For the director of the Met, however—a museum in New York, accessible to the entire public, where anyone can get in for as little as a penny—to embrace the values of business over those which animate the arts is dismaying. The reasons are many—including the simple principle of it. Jed Perl put it nicely in the New Republic recently. “The trouble with Campbell is that he imagines the only way to speak truth to power is in a language you’re sure the powerbrokers understand. But the great cultural arbiters have always taken an altogether different approach. They have taken it upon themselves to reimagine the nature of power…What the[y] have always done is insist on the power of art in the face of other kinds of power—the power of bottom lines, flow charts, metrics, big data.” But this is only part of the problem.

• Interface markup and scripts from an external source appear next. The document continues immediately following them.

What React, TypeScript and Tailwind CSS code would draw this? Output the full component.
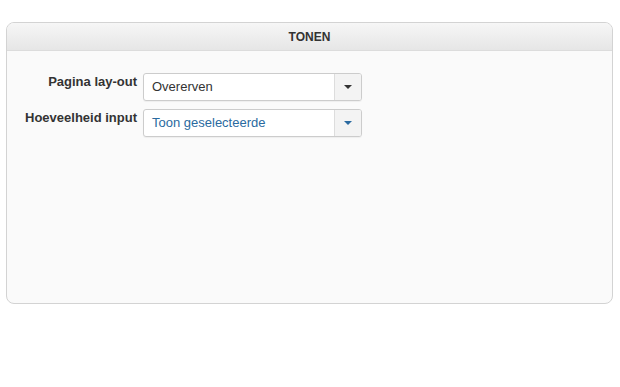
import React from "react";

function Select({ value, tone = "dark" }: { value: string; tone?: "dark" | "blue" }) {
  const blue = tone === "blue";
  return (
    <div className="flex h-[28px] w-[219px] overflow-hidden rounded-[3px] border border-[#cccccc] bg-white shadow-[0_1px_1px_rgba(0,0,0,0.05)]">
      <div className={`flex flex-1 items-center pl-[8px] text-[13px] ${blue ? "text-[#2a6aa0]" : "text-[#333333]"}`}>{value}</div>
      <div className="flex w-[27px] items-center justify-center border-l border-[#dddddd] bg-[#f3f3f3]">
        <span className={`h-0 w-0 border-x-[4px] border-t-[4px] border-x-transparent ${blue ? "border-t-[#2a6aa0]" : "border-t-[#333333]"}`} />
      </div>
    </div>
  );
}

function Row({ label, children }: { label: string; children: React.ReactNode }) {
  return (
    <div className="flex items-start">
      <div className="w-[130px] text-right text-[13px] font-bold leading-[18px] text-[#333333]">{label}</div>
      <div className="ml-[6px]">{children}</div>
    </div>
  );
}

export default function App() {
  return (
    <div className="h-[387px] w-[620px] bg-white pl-[6px] pt-[22px] font-['Liberation_Sans',Arial,sans-serif]">
      <div className="flex h-[282px] w-[607px] flex-col overflow-hidden rounded-[8px] border border-[#d3d3d3] bg-[#fafafa]">
        <div className="flex h-[28px] items-center justify-center border-b border-[#dcdcdc] bg-gradient-to-b from-[#f6f6f6] to-[#e6e6e6] text-[12px] font-bold text-[#333333]">
          TONEN
        </div>
        <div className="flex flex-col gap-[8px] pt-[22px]">
          <Row label="Pagina lay-out">
            <Select value="Overerven" />
          </Row>
          <Row label="Hoeveelheid input">
            <Select value="Toon geselecteerde" tone="blue" />
          </Row>
        </div>
      </div>
    </div>
  );
}
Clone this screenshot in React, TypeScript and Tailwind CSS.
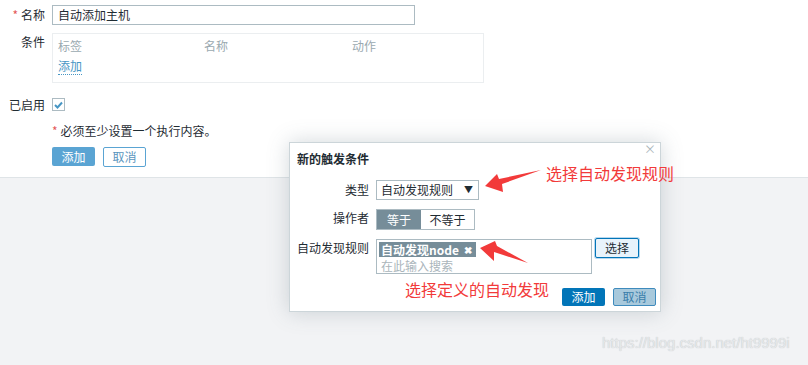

Campbell’s rhetorical pivot to the values of the private sector reflects a deeper institutional shift underway at the Met, one that could have profound implications for the public arts. Last fall before leaving office, Michael Bloomberg amended New York City’s lease with the Met, which sits on public land. Under the new terms of agreement, the Met was granted powers to charge admission to its holdings, including extra fees for special exhibitions—a radical departure from the original lease that invested the institution with no such rights. The move came after two lawsuits were brought against the museum claiming that the Met’s current “suggested” admission structure deliberately misleads visitors into believing that mandatory fees are required for entry.

Leaving aside the issues challenged in court, the Met’s newly established right to impose standard admission raises more fundamental concerns about the role of art in public life. At a moment when the barriers to culture and fine arts are prohibitively high across the board—and getting worse—for increasing segments of the population, institutions like the Met have defended the simple proposition that universal access to the arts is necessary for maintaining a healthy polity; that leisure is a right common to everyone by virtue of their being humans. Unlike the majority of other museums across the city, where taking in a show constitutes a form of luxury consumption, the Met opens its world-class collection to anyone interested enough to show up and wander the halls. The possibility of establishing a flat-rate entrance fee, or even instituting admission rates for special exhibitions, undermines the good faith of this proposition, and threatens to extend the capital commodification of art by rendering it the exclusive preserve of the wealthier classes.

For its part, the museum has assured the public that it has no intention of charging mandatory fees, now or in the future. The Met’s senior vice president for public affairs, Harold Holzer, told the New York Times that the museum has “no plans to institute” a standard admission, “and no plans to make plans.” What the renegotiated lease with the New York City does, Holzer went on, “is preserve the museum’s right to do so, which we think crucial in the wake of legal challenges to admissions that pose a threat to a vital part of our operating budget.” Campbell himself underscored his institution’s commitment “to maintaining—and further widening—public access to the museum” in a public statement issued shortly after news broke of the renegotiated agreement. But all this amounts to cold comfort.

There’s no getting around the fact that running a museum is expensive, and economic pressures that have faced Met administrators in the past are no secret. While reaffirming his commitment to the public mission of the Met, Campbell was simultaneously very clear that his museum’s policy of “pay what you want” might well be sacrificed in the name of economic necessity. “The effort to broaden and diversify audiences will continue,” Campbell wrote. “At the same time, however, faced with perennial uncertainties about future funding sources, the Met and the City concluded that it makes sense now to consecrate our longstanding and wholly legal admissions policies,” including the right to “charge such amounts as the museum shall from time to time prescribe.”

A Met where standard admissions become the norm is not difficult to imagine. It would almost certainly begin to resemble its counterparts along Fifth Avenue, or MoMA on 53rd. These museums have long abandoned the conceit that art serves to nourish the soul. Instead, they have increasingly organized themselves into precincts of commercial activity for the well-heeled and the hip. What efforts are made to engage with the broader public generally come in the form of corporate-sponsored “free Fridays” and the like—massive advertisement schemes where admission rates are temporarily suspended and galleries are converted into frenzied madhouses of people trying to see everything at once. The big winners, of course, are the captains of industry who, fancying themselves benevolent oligarchs, pick up the tab.

This is no future for the Met, and yet a likely one. When the next economic downturn arrives, the Metropolitan will face tough choices to avoid slipping into the red. It’s an easy leap to suppose that charging admission will seem like a no brainer for Met administrators. After all, art lovers pay steep entrance fees up and down Museum Mile, and they will to do so at the Met as well, if required. But institutions like the Met should continue to represent something entirely different. Even as the rest of the art world moves to a place where communion with beauty is attached to a price tag, the Met stands as one of the great monuments to public enjoyment and education. This may not translate easily into “language that businessmen understand.” But then, that was never the point.